The I'm just sayin… Top 1,453 Songs of All-Time

Rank Song Artist/Group

10 While My Guitar Gently Weeps by: The Beatles - The greatest Beatles song not written by John and Paul.  If I'm not mistaken (and I'm usually not), this George Harrison song was originally recorded with the great Eric Clapton on lead guitar.

9 Mama Tried by: Merle Haggard - You want to hear a great country song?  You need to hear this song.

8 Livin' on a Prayer by: Bon Jovi - It tells a story and makes you feel it.  Listen to this song and then try to tell me you can't do something?

7 Back In Black by: AC/DC - Put on some dark glasses, play the beginning of this song, and then walk around like the baddest s.o.b. on the block.

6 Johnny B. Goode by: Chuck Berry - Chuck Berry is one of the greatest ever.  And this song proves it.

5 Good Vibrations by: The Beach Boys - The Top 5 includes songs by two different groups from California... two very different groups and two very different songs.  This one, you can listen to with your family.  The next one, not so much.

4 Straight Outta Compton by: N.W.A. - While I wouldn't expect everyone to listen to this song, there is no doubt of it's influence.  This is a great song by a hall of fame group.  It's also the title of a pretty good movie about this group.

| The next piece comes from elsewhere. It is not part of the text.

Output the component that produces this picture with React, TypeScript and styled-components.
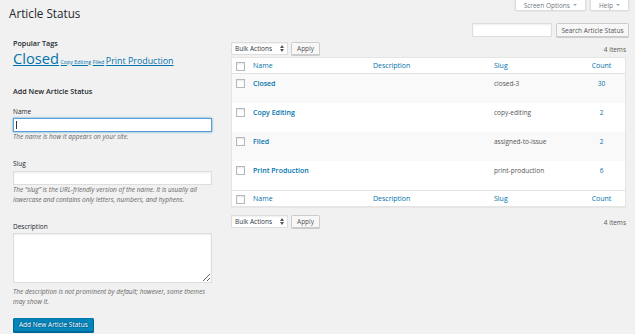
import React from 'react'
import styled, { createGlobalStyle } from 'styled-components'

const GlobalStyle = createGlobalStyle`
  html, body {
    margin: 0;
    padding: 0;
    background: #f1f1f1;
  }
  body {
    width: 635px;
    height: 334px;
    overflow: hidden;
    font-family: "Open Sans", "Liberation Sans", sans-serif;
    font-size: 6.5px;
    line-height: 10px;
    color: #444;
  }
  * {
    box-sizing: border-box;
  }
`

const Wrap = styled.div`
  padding: 0 6px 0 9px;
`

const Header = styled.div`
  display: flex;
  justify-content: space-between;
  align-items: flex-start;
  height: 23px;
`

const Title = styled.h1`
  margin: 0;
  padding-top: 6px;
  font-size: 11.7px;
  line-height: 14px;
  font-weight: 400;
  color: #23282d;
`

const MetaLinks = styled.div`
  display: flex;
  gap: 4px;
`

const MetaTab = styled.div`
  display: flex;
  align-items: center;
  gap: 3px;
  height: 11px;
  padding: 0 8px;
  background: #fff;
  border: 1px solid #ddd;
  border-top: none;
  border-radius: 0 0 2px 2px;
  box-shadow: 0 0 0 1px rgba(0, 0, 0, 0.04);
  color: #72777c;
  line-height: 9px;
`

const TabArrow = styled.span`
  width: 0;
  height: 0;
  border-left: 2px solid transparent;
  border-right: 2px solid transparent;
  border-top: 2.5px solid #a0a5aa;
`

const SearchRow = styled.div`
  display: flex;
  justify-content: flex-end;
  gap: 4px;
  height: 14px;
`

const TextInput = styled.input<{ $width?: number; $focus?: boolean }>`
  display: block;
  width: ${(p) => (p.$width ? `${p.$width}px` : '100%')};
  height: 14px;
  margin: 0;
  padding: 0 3px;
  background: #fff;
  border: 1px solid ${(p) => (p.$focus ? '#5b9dd9' : '#ddd')};
  border-radius: 0;
  box-shadow: ${(p) =>
    p.$focus ? '0 0 2px rgba(30, 140, 190, 0.8)' : 'inset 0 1px 2px rgba(0, 0, 0, 0.07)'};
  font: inherit;
  color: #32373c;
  outline: none;
`

const Button = styled.button<{ $width?: number; $tall?: boolean }>`
  display: inline-flex;
  align-items: center;
  justify-content: center;
  width: ${(p) => (p.$width ? `${p.$width}px` : 'auto')};
  height: ${(p) => (p.$tall ? 14 : 13)}px;
  margin: 0;
  padding: 0 3px;
  background: #f7f7f7;
  border: 1px solid #ccc;
  border-radius: 1.5px;
  box-shadow: 0 1px 0 #ccc;
  font: inherit;
  line-height: 11px;
  white-space: nowrap;
  color: #555;
`

const PrimaryButton = styled(Button)`
  height: 14px;
  padding: 0 5px;
  background: #0085ba;
  border-color: #0073aa #006799 #006799;
  box-shadow: 0 1px 0 #006799;
  color: #fff;
  text-shadow: 0 -1px 1px #006799, 1px 0 1px #006799, 0 1px 1px #006799, -1px 0 1px #006799;
`

const Columns = styled.div`
  display: flex;
`

const LeftCol = styled.div`
  width: 222px;
  padding-left: 4px;
`

const FormBox = styled.div`
  width: 199px;
`

const RightCol = styled.div`
  flex: 1;
  padding-right: 3px;
`

const SectionTitle = styled.h2<{ $top: number }>`
  margin: ${(p) => p.$top}px 0 0;
  font-size: 7.2px;
  line-height: 10px;
  font-weight: 600;
  color: #23282d;
`

const TagCloud = styled.div`
  margin-top: 1.5px;
  line-height: 1.2;
`

const Tag = styled.a<{ $size: number }>`
  font-size: ${(p) => p.$size}px;
  color: #0073aa;
  text-decoration: underline;
  margin-right: 1.5px;
`

const Field = styled.div<{ $gap?: number }>`
  margin-bottom: ${(p) => p.$gap ?? 17}px;
`

const Label = styled.label`
  display: block;
  margin-bottom: 1.3px;
  color: #23282d;
`

const InputWrap = styled.div`
  position: relative;
`

const Caret = styled.span`
  position: absolute;
  left: 3px;
  top: 3px;
  width: 1px;
  height: 8px;
  background: #32373c;
`

const TextArea = styled.textarea`
  display: block;
  width: 100%;
  height: 50px;
  margin: 0;
  padding: 2px 3px;
  background: #fff;
  border: 1px solid #ddd;
  border-radius: 0;
  box-shadow: inset 0 1px 2px rgba(0, 0, 0, 0.07);
  font: inherit;
  resize: both;
  outline: none;
`

const Hint = styled.p<{ $top?: number }>`
  margin: ${(p) => p.$top ?? 0}px 0 0;
  font-style: italic;
  color: #666;
`

const Submit = styled.div`
  margin-top: 11px;
`

const TableNav = styled.div<{ $top: number }>`
  display: flex;
  align-items: flex-start;
  gap: 3px;
  height: ${(p) => (p.$top === 5 ? 20 : 14)}px;
  padding-top: ${(p) => p.$top}px;
`

const Select = styled.div`
  display: flex;
  align-items: center;
  justify-content: space-between;
  width: 57px;
  height: 13px;
  padding: 0 3px;
  background: #fff;
  border: 1px solid #ddd;
  box-shadow: inset 0 1px 2px rgba(0, 0, 0, 0.07);
  color: #32373c;
  line-height: 11px;
`

const ItemCount = styled.span`
  margin-left: auto;
  margin-top: 2.5px;
  color: #555;
`

const Table = styled.table`
  width: 100%;
  table-layout: fixed;
  border-collapse: separate;
  border-spacing: 0;
  background: #fff;
  border: 1px solid #e5e5e5;
  box-shadow: 0 1px 1px rgba(0, 0, 0, 0.04);
`

const HeadCell = styled.th<{ $foot?: boolean; $center?: boolean }>`
  padding: 3px 5px 2px;
  font-size: 7px;
  line-height: 10px;
  font-weight: 400;
  text-align: ${(p) => (p.$center ? 'center' : 'left')};
  color: #0073aa;
  border-${(p) => (p.$foot ? 'top' : 'bottom')}: 1px solid #e1e1e1;
  vertical-align: top;
`

const CheckCell = styled.td`
  padding: 4px 4px 0;
  vertical-align: top;
`

const HeadCheckCell = styled(CheckCell)<{ $foot?: boolean }>`
  padding: 4px 4px 2px;
  border-${(p) => (p.$foot ? 'top' : 'bottom')}: 1px solid #e1e1e1;
`

const Row = styled.tr`
  height: 29px;
  &:nth-child(odd) {
    background: #f9f9f9;
  }
`

const Cell = styled.td<{ $center?: boolean }>`
  padding: 5px 5px 0;
  vertical-align: top;
  text-align: ${(p) => (p.$center ? 'center' : 'left')};
  color: #555;
`

const RowTitle = styled.a`
  font-size: 7px;
  font-weight: 600;
  color: #0073aa;
`

const CountLink = styled.a`
  color: #0073aa;
`

const Checkbox = styled.span<{ $row?: boolean }>`
  display: block;
  width: 9px;
  height: 9px;
  margin-top: ${(p) => (p.$row ? 1 : 0)}px;
  background: #fff;
  border: 1px solid #b4b9be;
  box-shadow: inset 0 1px 2px rgba(0, 0, 0, 0.1);
`

function SelectArrows() {
  return (
    <svg width="4" height="7" viewBox="0 0 4 7">
      <path d="M0 3 L2 0 L4 3 Z M0 4 L2 7 L4 4 Z" fill="#555" />
    </svg>
  )
}

function BulkNav({ top }: { top: number }) {
  return (
    <TableNav $top={top}>
      <Select>
        Bulk Actions
        <SelectArrows />
      </Select>
      <Button $width={29}>Apply</Button>
      <ItemCount>4 items</ItemCount>
    </TableNav>
  )
}

const terms = [
  { name: 'Closed', slug: 'closed-3', count: 30 },
  { name: 'Copy Editing', slug: 'copy-editing', count: 2 },
  { name: 'Filed', slug: 'assigned-to-issue', count: 2 },
  { name: 'Print Production', slug: 'print-production', count: 6 },
]

function HeadRow({ foot }: { foot?: boolean }) {
  return (
    <tr>
      <HeadCheckCell $foot={foot}>
        <Checkbox />
      </HeadCheckCell>
      <HeadCell $foot={foot}>Name</HeadCell>
      <HeadCell $foot={foot}>Description</HeadCell>
      <HeadCell $foot={foot}>Slug</HeadCell>
      <HeadCell $foot={foot} $center>
        Count
      </HeadCell>
    </tr>
  )
}

export default function App() {
  return (
    <>
      <GlobalStyle />
      <Wrap>
        <Header>
          <Title>Article Status</Title>
          <MetaLinks>
            <MetaTab>
              Screen Options <TabArrow />
            </MetaTab>
            <MetaTab>
              Help <TabArrow />
            </MetaTab>
          </MetaLinks>
        </Header>
        <SearchRow>
          <TextInput $width={80} />
          <Button $width={73} $tall>
            Search Article Status
          </Button>
        </SearchRow>
        <Columns>
          <LeftCol>
            <FormBox>
              <SectionTitle $top={1}>Popular Tags</SectionTitle>
              <TagCloud>
                <Tag $size={14.7}>Closed</Tag>
                <Tag $size={5.3}>Copy Editing</Tag>
                <Tag $size={5.3}>Filed</Tag>
                <Tag $size={8.9}>Print Production</Tag>
              </TagCloud>
              <SectionTitle $top={19}>Add New Article Status</SectionTitle>
              <Field style={{ marginTop: 11 }}>
                <Label>Name</Label>
                <InputWrap>
                  <TextInput $focus readOnly />
                  <Caret />
                </InputWrap>
                <Hint>The name is how it appears on your site.</Hint>
              </Field>
              <Field>
                <Label>Slug</Label>
                <TextInput />
                <Hint>
                  The “slug” is the URL-friendly version of the name. It is usually all lowercase
                  and contains only letters, numbers, and hyphens.
                </Hint>
              </Field>
              <Field $gap={0}>
                <Label>Description</Label>
                <TextArea />
                <Hint $top={3.5}>
                  The description is not prominent by default; however, some themes may show it.
                </Hint>
              </Field>
              <Submit>
                <PrimaryButton>Add New Article Status</PrimaryButton>
              </Submit>
            </FormBox>
          </LeftCol>
          <RightCol>
            <BulkNav top={5} />
            <Table>
              <colgroup>
                <col style={{ width: 16 }} />
                <col style={{ width: 120 }} />
                <col style={{ width: 121 }} />
                <col style={{ width: 89 }} />
                <col style={{ width: 47 }} />
              </colgroup>
              <thead>
                <HeadRow />
              </thead>
              <tbody>
                {terms.map((t) => (
                  <Row key={t.slug}>
                    <CheckCell>
                      <Checkbox $row />
                    </CheckCell>
                    <Cell>
                      <RowTitle>{t.name}</RowTitle>
                    </Cell>
                    <Cell />
                    <Cell>{t.slug}</Cell>
                    <Cell $center>
                      <CountLink>{t.count}</CountLink>
                    </Cell>
                  </Row>
                ))}
              </tbody>
              <tfoot>
                <HeadRow foot />
              </tfoot>
            </Table>
            <BulkNav top={8} />
          </RightCol>
        </Columns>
      </Wrap>
    </>
  )
}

3 Free Bird (Live) by: Lynyrd Skynyrd - There is no way you can listen to this song completely and not play the air guitar.  The last part of this song is like an explosion of music that is almost enough to blow your mind.

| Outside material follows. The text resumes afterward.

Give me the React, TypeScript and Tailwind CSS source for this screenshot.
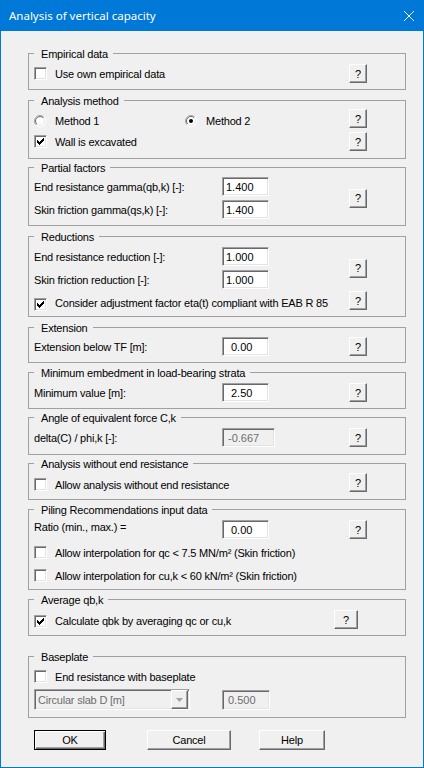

2 Let It Be by: The Beatles - From a musical explosion at #3 to a soft, peaceful song at #2.  As one of the greatest groups of all-time was breaking up, this song was came to be,  Only one song could be better than this one...

1 Because He Lives by: Various - This was MaMa's favorite hymn and it is mine, as well.  The lyrics say it all.  Because of Jesus, we don't have to be afraid.  "Because He lives, I can face tomorrow... because He lives, all fear is gone" and, my favorite part, "Life is worth the living just because He lives".